Perhaps she comes from/to____Alang is a fusion of three narratives: oral stories from the tribe of Temahahoi where only women live; a story heard from Elders in qalang Cinsbu (Atayal Cinsbu community) in Hsinchu Taiwan about brass pots from colonisers that made many indigenous people infertile; and a virtual space inhabited by the artist as a personal cultural landscape. Currently living in Taiwan, Anchi Lin (Ciwas Tahos) is of Taiwanese H?-ló and Indigenous Atayal heritage. In this work she re-examines her identity, gender, and displacement from land lost to connect to ancestral land and to have a qalang landmark, a ‘sense of place’.

Alvin Luong – The Young Comrade, 2019, 19:50

The Young Comrade is a pseudo-documentary that deliriously interprets a play written by Bertolt Brecht in 1930 as a historical account of the 20th-century revolution in China. The video searches for Brecht’s fictional characters in contemporary China. The artist performs four altered acts of the play with personal reflections about returning to an ethnic homeland that question how undetected foreigners alter the internal affairs of another country for political action. Alvin Luong’s artworks are inspired by stories of human migration, land, and dialogues from the diasporic working-class communities in Toronto where he lives.

Jon Sasaki – A Rest, 2016, 10:20

In Jon Sasaki’s A Rest, images of depression-era dance marathon contestants are in dialogue with a choreographed dance performance. Both feats of endurance, without a partner to lean on, the solo dancer strains with fatigue and finally collapses. The film relates to this Toronto artists’ concern with staging inefficiencies and absurd or impossible tasks through performance, video, objects and installation. Performed by James Phillips, originally commissioned as part of Singular Bodies programme, Toronto Dance Theatre, April 2016.

Udval Altangerel – Orbita, 2020, 4:25

Udval Altangerel orbits her home through a camera obscura making reference to the first Mongolian cosmonaut and Mongolia’s history as a satellite state. Living between Ulaanbaatar.and Los Angeles, her work investigates the themes of personal and national histories, language, and (home)land.
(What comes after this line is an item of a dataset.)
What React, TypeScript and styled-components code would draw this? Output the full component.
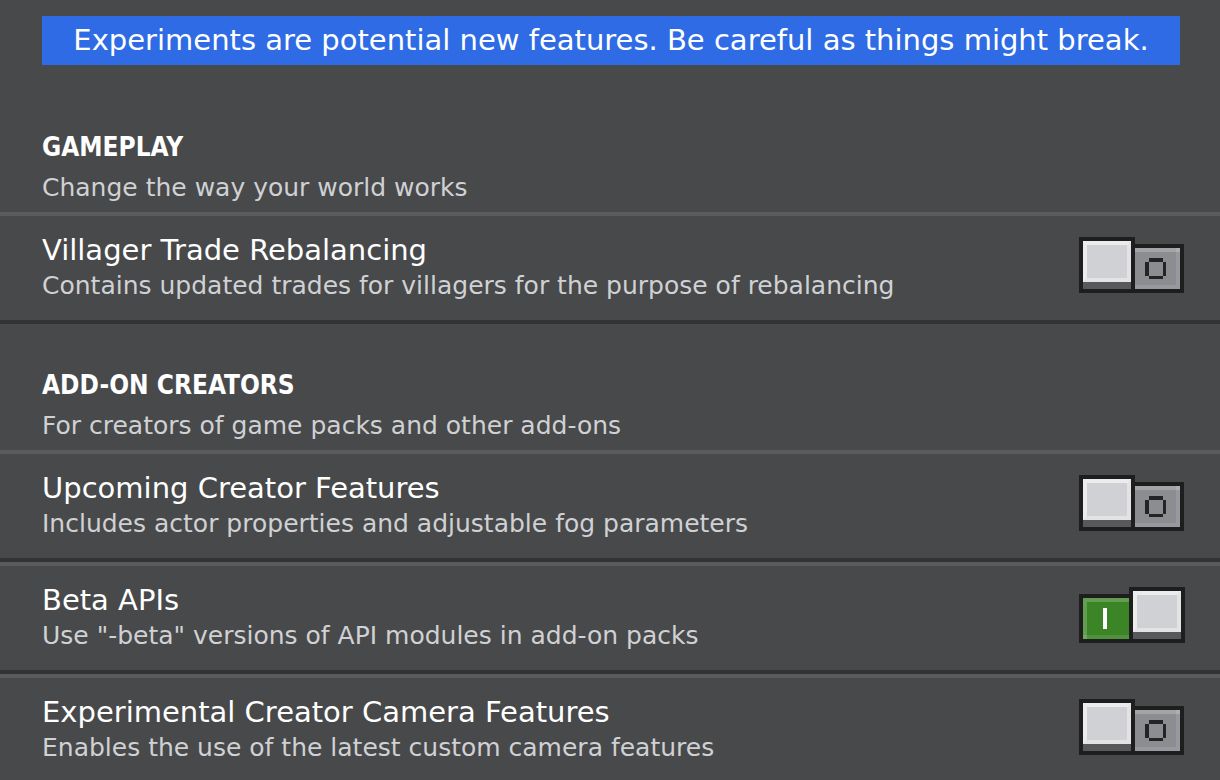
import React, { useState } from "react";
import styled, { createGlobalStyle } from "styled-components";

const GlobalStyle = createGlobalStyle`
  * { box-sizing: border-box; }
  body {
    margin: 0;
    background: #48494a;
    color: #ffffff;
    font-family: "DejaVu Sans", sans-serif;
    overflow-x: hidden;
  }
  h2, p { margin: 0; }
`;

const Page = styled.main`
  height: 100vh;
  overflow: hidden;
  padding-top: 16px;
`;

const Banner = styled.p`
  margin: 0 40px 21px 42px;
  background: #2e6be5;
  font-size: 29px;
  line-height: 49px;
  text-align: center;
  white-space: nowrap;
`;

const SectionHeader = styled.header`
  padding: 43px 42px 0;
  height: 126px;
`;

const SectionTitle = styled.h2`
  font-family: "DejaVu Sans Condensed", "DejaVu Sans", sans-serif;
  font-stretch: condensed;
  font-size: 26px;
  font-weight: 700;
  line-height: 36px;
  text-transform: uppercase;
`;

const Description = styled.p`
  color: #d0d1d4;
  font-size: 25px;
  line-height: 36px;
  white-space: nowrap;
`;

const SectionDescription = styled(Description)`
  line-height: 46px;
`;

const Row = styled.label`
  display: flex;
  justify-content: space-between;
  height: 112px;
  padding: 17px 35px 0 42px;
  border-top: 4px solid #5a5b5c;
  border-bottom: 4px solid #333334;
  cursor: pointer;
`;

const RowTitle = styled.p`
  font-size: 29px;
  line-height: 35px;
  white-space: nowrap;
`;

const Switch = styled.span`
  position: relative;
  display: flex;
  align-items: flex-end;
  width: 106px;
  height: 56px;
  margin-top: 4px;
  flex: none;
`;

const SwitchInput = styled.input`
  position: absolute;
  inset: 0;
  width: 100%;
  height: 100%;
  margin: 0;
  opacity: 0;
  cursor: pointer;
`;

const Knob = styled.span`
  width: 56px;
  height: 56px;
  border: 4px solid #1e1e1f;
  background: #58595a;
`;

const KnobFace = styled.span`
  display: block;
  height: 41px;
  background: #d0d1d4;
  border: 4px solid #ececed;
  border-right-color: #e3e3e5;
  border-bottom-color: #e3e3e5;
`;

const Track = styled.span<{ $on: boolean }>`
  display: flex;
  width: ${(p) => (p.$on ? 50 : 49)}px;
  height: 49px;
  border: 4px solid #1e1e1f;
  border-left-width: ${(p) => (p.$on ? 4 : 0)}px;
  border-right-width: ${(p) => (p.$on ? 0 : 4)}px;
`;

const Symbol = styled.svg`
  display: block;
`;

function TrackSymbol({ on }: { on: boolean }) {
  return on ? (
    <Symbol width="46" height="41" shapeRendering="crispEdges" aria-hidden="true">
      <path d="M0 0h46v41H0z" fill="#3c8527" />
      <path d="M0 0h46v4H0zM0 4h4v37H0z" fill="#639d52" />
      <path d="M4 37h42v4H4z" fill="#4f913c" />
      <path d="M0 37h4v4H0z" fill="#72a663" />
      <path d="M20 10h4v21h-4z" fill="#ffffff" />
    </Symbol>
  ) : (
    <Symbol width="45" height="41" shapeRendering="crispEdges" aria-hidden="true">
      <path d="M0 0h45v41H0z" fill="#8c8d90" />
      <path d="M0 0h45v4H0z" fill="#a3a4a6" />
      <path d="M41 4h4v37h-4zM0 37h41v4H0z" fill="#98999e" />
      <path d="M41 0h4v4h-4z" fill="#aeafb1" />
      <path d="M14 10h14v4H14zM10 14h4v14h-4zM28 14h3v14h-3zM14 28h14v3H14z" fill="#242425" />
    </Symbol>
  );
}

type Experiment = { title: string; description: string; enabled?: boolean };

function ExperimentRow({ title, description, enabled = false }: Experiment) {
  const [on, setOn] = useState(enabled);
  const track = (
    <Track $on={on}>
      <TrackSymbol on={on} />
    </Track>
  );
  return (
    <Row>
      <div>
        <RowTitle>{title}</RowTitle>
        <Description>{description}</Description>
      </div>
      <Switch>
        {on && track}
        <Knob>
          <KnobFace />
        </Knob>
        {!on && track}
        <SwitchInput type="checkbox" role="switch" checked={on} onChange={() => setOn(!on)} />
      </Switch>
    </Row>
  );
}

const sections: { title: string; description: string; items: Experiment[] }[] = [
  {
    title: "Gameplay",
    description: "Change the way your world works",
    items: [
      {
        title: "Villager Trade Rebalancing",
        description: "Contains updated trades for villagers for the purpose of rebalancing",
      },
    ],
  },
  {
    title: "Add-on creators",
    description: "For creators of game packs and other add-ons",
    items: [
      {
        title: "Upcoming Creator Features",
        description: "Includes actor properties and adjustable fog parameters",
      },
      {
        title: "Beta APIs",
        description: 'Use "-beta" versions of API modules in add-on packs',
        enabled: true,
      },
      {
        title: "Experimental Creator Camera Features",
        description: "Enables the use of the latest custom camera features",
      },
    ],
  },
];

export default function App() {
  return (
    <>
      <GlobalStyle />
      <Page>
        <Banner>Experiments are potential new features. Be careful as things might break.</Banner>
        {sections.map((section) => (
          <section key={section.title}>
            <SectionHeader>
              <SectionTitle>{section.title}</SectionTitle>
              <SectionDescription>{section.description}</SectionDescription>
            </SectionHeader>
            {section.items.map((item) => (
              <ExperimentRow key={item.title} {...item} />
            ))}
          </section>
        ))}
      </Page>
    </>
  );
}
Cindy Mochizuki – Sue Sada Was Here, 2018, 9:05

Vancouver artist Cindy Mochizuki explores the manifestation of story and its relationship to site-specificity, invisible histories, archives, and memory work. Sue Sada Was Here is an experimental dance film that turns written texts (statements, essays, manuscripts and poetry) by Muriel Kitagawa (1912–1974) into scores of physical movement, which are then enacted in the historic Roedde House by ten performers who embody Sue Sada, one of Kitagawa’s pen names. Kitagawa, a Nisei (second-generation Japanese Canadian) writer, wrote and published in an era similar to the Roedde family’s publishing activities, her manuscripts addressing the pre- and post-war periods in Vancouver, particularly the injustices of the Canadian government’s policies towards Japanese and Japanese Canadians.
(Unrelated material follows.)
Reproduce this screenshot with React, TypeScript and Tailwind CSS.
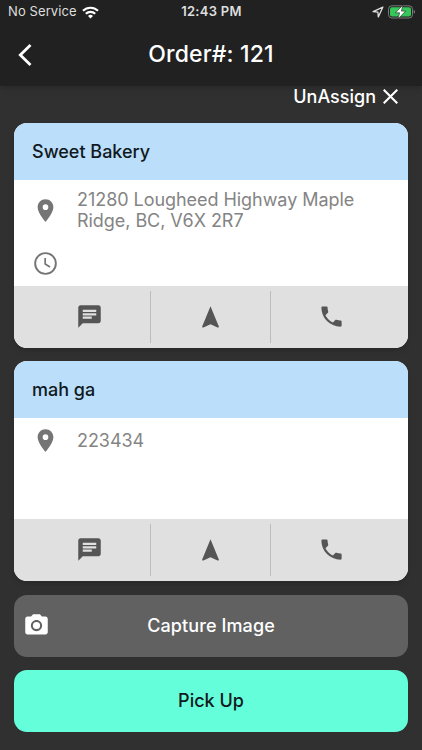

The Propeller Group – The Guerrillas of Cu Chi, 2012, 20:04

The Guerrillas of Cu Chi features documentary footage of tourists firing bullets with guns used in the Vietnam War at the Cu Chi Shooting Range outside Ho Chi Minh City, combined with a propaganda film made in 1963 entitled “Cu Chi Guerrillas”. The camera placed behind bullet-proof glass glides back and forth scanning the shooting booths.

The Propeller Group, founded in 2006, works in a multitude of forms: a brand, an art collective, a media company, and more. Their multimedia works use the languages of advertising and propaganda to upend our understanding of power, politics and public perception.

Jin-me Yoon – Dreaming, Birds Know No Borders, 2021, 7:22

Jin-me Yoon is a Korean-born Vancouver artist whose lens-based work since the early 1990s, has focused on unpacking cultural assumptions while investigating site-related local and global histories. In this film, degraded 1990s VHS footage about an ornithologist left behind in North Korea with the soundtrack played backwards is woven into a video shot on the Maplewood Mudflats in North Vancouver that features a Korean man whose slow movements evoke the traditional Korean Crane dance. In connecting two sites – mudflats on the unceded lands and waters of the Tsleil-Waututh Nation and an estuary at the 38th parallel that divides the Korean Peninsula, the Demilitarized Zone – the film suggests that boundaries are temporary, provisional and permeable.

Duration: 85 minutes

 

 

 


Centre A is situated on the unceded territories of the Musqueam, Squamish, and Tsleil-Waututh peoples. We honour, respect, and give thanks to our hosts.